» Set task
Output every line of the material exactly, omitting images.
------ Dataset excerpt
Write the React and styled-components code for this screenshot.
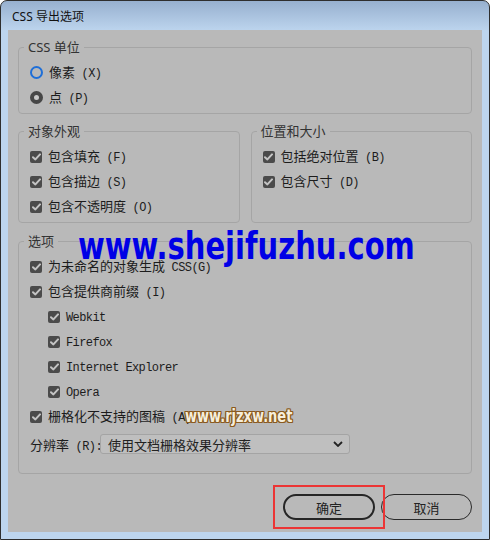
import styled, { createGlobalStyle } from "styled-components";

const GlobalStyle = createGlobalStyle`
  html, body {
    margin: 0;
    padding: 0;
    background: #ffffff;
  }
  * {
    box-sizing: border-box;
  }
`;

const CJK = /([\u3000-\u9fff\uff00-\uffef]+)/;

// chinese runs in a sans face, the rest in the dialog's narrow mono face
const Mixed = ({ text }) =>
  text
    .split(CJK)
    .filter((part) => part !== "")
    .map((part, i) =>
      CJK.test(part) ? <Cn key={i}>{part}</Cn> : <Mono key={i}>{part}</Mono>,
    );

const CheckIcon = () => (
  <CheckBox>
    <svg width="9" height="8" viewBox="0 0 9 8">
      <path
        d="M1 4.2 L3.4 6.4 L8 1.4"
        fill="none"
        stroke="#c4c4c4"
        strokeWidth="2"
        strokeLinecap="round"
        strokeLinejoin="round"
      />
    </svg>
  </CheckBox>
);

const Check = ({ label, nested }) => (
  <Row $nested={nested}>
    <CheckIcon />
    <Label>
      <Mixed text={label} />
    </Label>
  </Row>
);

const Radio = ({ label, checked }) => (
  <Row>
    <RadioDot $checked={checked} />
    <Label>
      <Mixed text={label} />
    </Label>
  </Row>
);

const App = () => {
  return (
    <>
      <GlobalStyle />
      <Window>
        <TitleBar>CSS 导出选项</TitleBar>
        <Body>
          <Group>
            <Legend>CSS 单位</Legend>
            <Radio label="像素 (X)" />
            <Radio label="点 (P)" checked />
          </Group>

          <Columns>
            <Group>
              <Legend>对象外观</Legend>
              <Check label="包含填充 (F)" />
              <Check label="包含描边 (S)" />
              <Check label="包含不透明度 (O)" />
            </Group>
            <Group>
              <Legend>位置和大小</Legend>
              <Check label="包括绝对位置 (B)" />
              <Check label="包含尺寸 (D)" />
            </Group>
          </Columns>

          <Group $last>
            <Legend>选项</Legend>
            <Check label="为未命名的对象生成 CSS(G)" />
            <Check label="包含提供商前缀 (I)" />
            <Check label="Webkit" nested />
            <Check label="Firefox" nested />
            <Check label="Internet Explorer" nested />
            <Check label="Opera" nested />
            <Check label="栅格化不支持的图稿 (A)" />
            <SelectRow>
              <SelectLabel>
                <Mixed text="分辨率 (R):" />
              </SelectLabel>
              <Select>
                <Cn>使用文档栅格效果分辨率</Cn>
                <svg width="10" height="6" viewBox="0 0 10 6">
                  <path
                    d="M1 1 L5 5 L9 1"
                    fill="none"
                    stroke="#222"
                    strokeWidth="1.8"
                  />
                </svg>
              </Select>
            </SelectRow>
            <WatermarkBig>www.shejifuzhu.com</WatermarkBig>
            <WatermarkSmall>www.rjzxw.net</WatermarkSmall>
          </Group>

          <ButtonBar>
            <Highlight>
              <Button $primary>确定</Button>
            </Highlight>
            <Button>取消</Button>
          </ButtonBar>
        </Body>
      </Window>
    </>
  );
};

export default App;

const Window = styled.div`
  width: 490px;
  height: 540px;
  border: 1px solid #2e2e2e;
  border-radius: 7px 7px 0 0;
  background: linear-gradient(#97b0cf 0px, #bdd5ee 30px, #bdd5ee 100%);
  padding: 0 7px 7px 7px;
  display: flex;
  flex-direction: column;
  overflow: hidden;
`;

const TitleBar = styled.div`
  height: 29px;
  display: flex;
  align-items: center;
  padding-left: 4px;
  font-family: "Noto Sans", "Noto Sans CJK SC", sans-serif;
  font-size: 12px;
  color: #111;
`;

const Body = styled.div`
  flex: 1;
  background: #b9b9b9;
  padding: 9px 10px 0 10px;
  display: flex;
  flex-direction: column;
`;

const Group = styled.fieldset`
  position: relative;
  margin: 0 0 ${(p) => (p.$last ? "0" : "9px")} 0;
  padding: 5px 10px ${(p) => (p.$last ? "19px" : "3px")} 11px;
  border: 1px solid #a5a5a5;
  border-radius: 4px;
  min-width: 0;
`;

const Legend = styled.legend`
  padding: 0 4px;
  margin-left: -6px;
  line-height: 16px;
  font-family: "Noto Sans", "Noto Sans CJK SC", sans-serif;
  font-size: 13px;
  color: #333;
`;

const Columns = styled.div`
  display: grid;
  grid-template-columns: 1fr 1fr;
  gap: 11px;
  margin-bottom: 1px;
`;

const Row = styled.div`
  height: 25px;
  display: flex;
  align-items: center;
  gap: 6px;
  padding-left: ${(p) => (p.$nested ? "18px" : "0")};
`;

const Label = styled.span`
  color: #1c1c1c;
  white-space: nowrap;
  line-height: 16px;
`;

const Cn = styled.span`
  font-family: "Noto Sans CJK SC", sans-serif;
  font-size: 13px;
`;

const Mono = styled.span`
  font-family: "Liberation Mono", "Courier New", monospace;
  font-size: 12px;
  letter-spacing: -0.6px;
  white-space: pre;
`;

const CheckBox = styled.span`
  width: 12px;
  height: 12px;
  flex: none;
  border-radius: 2px;
  background: #4b4b4b;
  display: flex;
  align-items: center;
  justify-content: center;
`;

const RadioDot = styled.span`
  width: 13px;
  height: 13px;
  flex: none;
  border-radius: 50%;
  border: ${(p) => (p.$checked ? "4px solid #474747" : "2px solid #1f6fd8")};
  background: ${(p) => (p.$checked ? "#c9c9c9" : "transparent")};
`;

const SelectRow = styled.div`
  display: flex;
  align-items: center;
  margin-top: 5px;
  height: 20px;
`;

const SelectLabel = styled.span`
  width: 70px;
  flex: none;
  color: #1c1c1c;
  white-space: nowrap;
`;

const Select = styled.div`
  width: 250px;
  height: 20px;
  display: flex;
  align-items: center;
  justify-content: space-between;
  padding: 0 6px 0 7px;
  background: #bfbfbf;
  border: 1px solid #a4a4a4;
  border-radius: 3px;
  color: #222;
`;

const WatermarkBig = styled.div`
  position: absolute;
  left: 59px;
  top: -14px;
  font-family: "DejaVu Sans", sans-serif;
  font-weight: bold;
  font-size: 29px;
  line-height: 30px;
  color: #0000e6;
  transform: scaleY(1.27);
  transform-origin: left bottom;
  white-space: nowrap;
  pointer-events: none;
`;

const WatermarkSmall = styled.div`
  position: absolute;
  left: 166px;
  top: 163px;
  font-family: "DejaVu Sans", sans-serif;
  font-weight: bold;
  font-size: 13px;
  line-height: 14px;
  color: #f6eedc;
  text-shadow:
    1px 0 0 #8a5a1e, -1px 0 0 #8a5a1e, 0 1px 0 #8a5a1e, 0 -1px 0 #8a5a1e,
    1px 1px 0 #8a5a1e, -1px -1px 0 #8a5a1e, 1px -1px 0 #8a5a1e, -1px 1px 0 #8a5a1e;
  transform: scaleY(1.3);
  transform-origin: left bottom;
  white-space: nowrap;
  pointer-events: none;
`;

const ButtonBar = styled.div`
  display: flex;
  justify-content: flex-end;
  gap: 6px;
  margin-top: 20px;
`;

const Highlight = styled.span`
  position: relative;
  display: flex;

  &::after {
    content: "";
    position: absolute;
    inset: -9px -10px;
    border: 2px solid #ec3535;
    pointer-events: none;
  }
`;

const Button = styled.button`
  width: ${(p) => (p.$primary ? "92px" : "91px")};
  height: 26px;
  padding: 0;
  border-radius: 13px;
  border: ${(p) => (p.$primary ? "2px solid #262626" : "1px solid #2a2a2a")};
  background: #b9b9b9;
  font-family: "Noto Sans CJK SC", sans-serif;
  font-size: 13px;
  color: #222;
`;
------------
» Correct output
Write the React and styled-components code for this screenshot.
import styled, { createGlobalStyle } from "styled-components";

const GlobalStyle = createGlobalStyle`
  html, body {
    margin: 0;
    padding: 0;
    background: #ffffff;
  }
  * {
    box-sizing: border-box;
  }
`;

const CJK = /([\u3000-\u9fff\uff00-\uffef]+)/;

// chinese runs in a sans face, the rest in the dialog's narrow mono face
const Mixed = ({ text }) =>
  text
    .split(CJK)
    .filter((part) => part !== "")
    .map((part, i) =>
      CJK.test(part) ? <Cn key={i}>{part}</Cn> : <Mono key={i}>{part}</Mono>,
    );

const CheckIcon = () => (
  <CheckBox>
    <svg width="9" height="8" viewBox="0 0 9 8">
      <path
        d="M1 4.2 L3.4 6.4 L8 1.4"
        fill="none"
        stroke="#c4c4c4"
        strokeWidth="2"
        strokeLinecap="round"
        strokeLinejoin="round"
      />
    </svg>
  </CheckBox>
);

const Check = ({ label, nested }) => (
  <Row $nested={nested}>
    <CheckIcon />
    <Label>
      <Mixed text={label} />
    </Label>
  </Row>
);

const Radio = ({ label, checked }) => (
  <Row>
    <RadioDot $checked={checked} />
    <Label>
      <Mixed text={label} />
    </Label>
  </Row>
);

const App = () => {
  return (
    <>
      <GlobalStyle />
      <Window>
        <TitleBar>CSS 导出选项</TitleBar>
        <Body>
          <Group>
            <Legend>CSS 单位</Legend>
            <Radio label="像素 (X)" />
            <Radio label="点 (P)" checked />
          </Group>

          <Columns>
            <Group>
              <Legend>对象外观</Legend>
              <Check label="包含填充 (F)" />
              <Check label="包含描边 (S)" />
              <Check label="包含不透明度 (O)" />
            </Group>
            <Group>
              <Legend>位置和大小</Legend>
              <Check label="包括绝对位置 (B)" />
              <Check label="包含尺寸 (D)" />
            </Group>
          </Columns>

          <Group $last>
            <Legend>选项</Legend>
            <Check label="为未命名的对象生成 CSS(G)" />
            <Check label="包含提供商前缀 (I)" />
            <Check label="Webkit" nested />
            <Check label="Firefox" nested />
            <Check label="Internet Explorer" nested />
            <Check label="Opera" nested />
            <Check label="栅格化不支持的图稿 (A)" />
            <SelectRow>
              <SelectLabel>
                <Mixed text="分辨率 (R):" />
              </SelectLabel>
              <Select>
                <Cn>使用文档栅格效果分辨率</Cn>
                <svg width="10" height="6" viewBox="0 0 10 6">
                  <path
                    d="M1 1 L5 5 L9 1"
                    fill="none"
                    stroke="#222"
                    strokeWidth="1.8"
                  />
                </svg>
              </Select>
            </SelectRow>
            <WatermarkBig>www.shejifuzhu.com</WatermarkBig>
            <WatermarkSmall>www.rjzxw.net</WatermarkSmall>
          </Group>

          <ButtonBar>
            <Highlight>
              <Button $primary>确定</Button>
            </Highlight>
            <Button>取消</Button>
          </ButtonBar>
        </Body>
      </Window>
    </>
  );
};

export default App;

const Window = styled.div`
  width: 490px;
  height: 540px;
  border: 1px solid #2e2e2e;
  border-radius: 7px 7px 0 0;
  background: linear-gradient(#97b0cf 0px, #bdd5ee 30px, #bdd5ee 100%);
  padding: 0 7px 7px 7px;
  display: flex;
  flex-direction: column;
  overflow: hidden;
`;

const TitleBar = styled.div`
  height: 29px;
  display: flex;
  align-items: center;
  padding-left: 4px;
  font-family: "Noto Sans", "Noto Sans CJK SC", sans-serif;
  font-size: 12px;
  color: #111;
`;

const Body = styled.div`
  flex: 1;
  background: #b9b9b9;
  padding: 9px 10px 0 10px;
  display: flex;
  flex-direction: column;
`;

const Group = styled.fieldset`
  position: relative;
  margin: 0 0 ${(p) => (p.$last ? "0" : "9px")} 0;
  padding: 5px 10px ${(p) => (p.$last ? "19px" : "3px")} 11px;
  border: 1px solid #a5a5a5;
  border-radius: 4px;
  min-width: 0;
`;

const Legend = styled.legend`
  padding: 0 4px;
  margin-left: -6px;
  line-height: 16px;
  font-family: "Noto Sans", "Noto Sans CJK SC", sans-serif;
  font-size: 13px;
  color: #333;
`;

const Columns = styled.div`
  display: grid;
  grid-template-columns: 1fr 1fr;
  gap: 11px;
  margin-bottom: 1px;
`;

const Row = styled.div`
  height: 25px;
  display: flex;
  align-items: center;
  gap: 6px;
  padding-left: ${(p) => (p.$nested ? "18px" : "0")};
`;

const Label = styled.span`
  color: #1c1c1c;
  white-space: nowrap;
  line-height: 16px;
`;

const Cn = styled.span`
  font-family: "Noto Sans CJK SC", sans-serif;
  font-size: 13px;
`;

const Mono = styled.span`
  font-family: "Liberation Mono", "Courier New", monospace;
  font-size: 12px;
  letter-spacing: -0.6px;
  white-space: pre;
`;

const CheckBox = styled.span`
  width: 12px;
  height: 12px;
  flex: none;
  border-radius: 2px;
  background: #4b4b4b;
  display: flex;
  align-items: center;
  justify-content: center;
`;

const RadioDot = styled.span`
  width: 13px;
  height: 13px;
  flex: none;
  border-radius: 50%;
  border: ${(p) => (p.$checked ? "4px solid #474747" : "2px solid #1f6fd8")};
  background: ${(p) => (p.$checked ? "#c9c9c9" : "transparent")};
`;

const SelectRow = styled.div`
  display: flex;
  align-items: center;
  margin-top: 5px;
  height: 20px;
`;

const SelectLabel = styled.span`
  width: 70px;
  flex: none;
  color: #1c1c1c;
  white-space: nowrap;
`;

const Select = styled.div`
  width: 250px;
  height: 20px;
  display: flex;
  align-items: center;
  justify-content: space-between;
  padding: 0 6px 0 7px;
  background: #bfbfbf;
  border: 1px solid #a4a4a4;
  border-radius: 3px;
  color: #222;
`;

const WatermarkBig = styled.div`
  position: absolute;
  left: 59px;
  top: -14px;
  font-family: "DejaVu Sans", sans-serif;
  font-weight: bold;
  font-size: 29px;
  line-height: 30px;
  color: #0000e6;
  transform: scaleY(1.27);
  transform-origin: left bottom;
  white-space: nowrap;
  pointer-events: none;
`;

const WatermarkSmall = styled.div`
  position: absolute;
  left: 166px;
  top: 163px;
  font-family: "DejaVu Sans", sans-serif;
  font-weight: bold;
  font-size: 13px;
  line-height: 14px;
  color: #f6eedc;
  text-shadow:
    1px 0 0 #8a5a1e, -1px 0 0 #8a5a1e, 0 1px 0 #8a5a1e, 0 -1px 0 #8a5a1e,
    1px 1px 0 #8a5a1e, -1px -1px 0 #8a5a1e, 1px -1px 0 #8a5a1e, -1px 1px 0 #8a5a1e;
  transform: scaleY(1.3);
  transform-origin: left bottom;
  white-space: nowrap;
  pointer-events: none;
`;

const ButtonBar = styled.div`
  display: flex;
  justify-content: flex-end;
  gap: 6px;
  margin-top: 20px;
`;

const Highlight = styled.span`
  position: relative;
  display: flex;

  &::after {
    content: "";
    position: absolute;
    inset: -9px -10px;
    border: 2px solid #ec3535;
    pointer-events: none;
  }
`;

const Button = styled.button`
  width: ${(p) => (p.$primary ? "92px" : "91px")};
  height: 26px;
  padding: 0;
  border-radius: 13px;
  border: ${(p) => (p.$primary ? "2px solid #262626" : "1px solid #2a2a2a")};
  background: #b9b9b9;
  font-family: "Noto Sans CJK SC", sans-serif;
  font-size: 13px;
  color: #222;
`;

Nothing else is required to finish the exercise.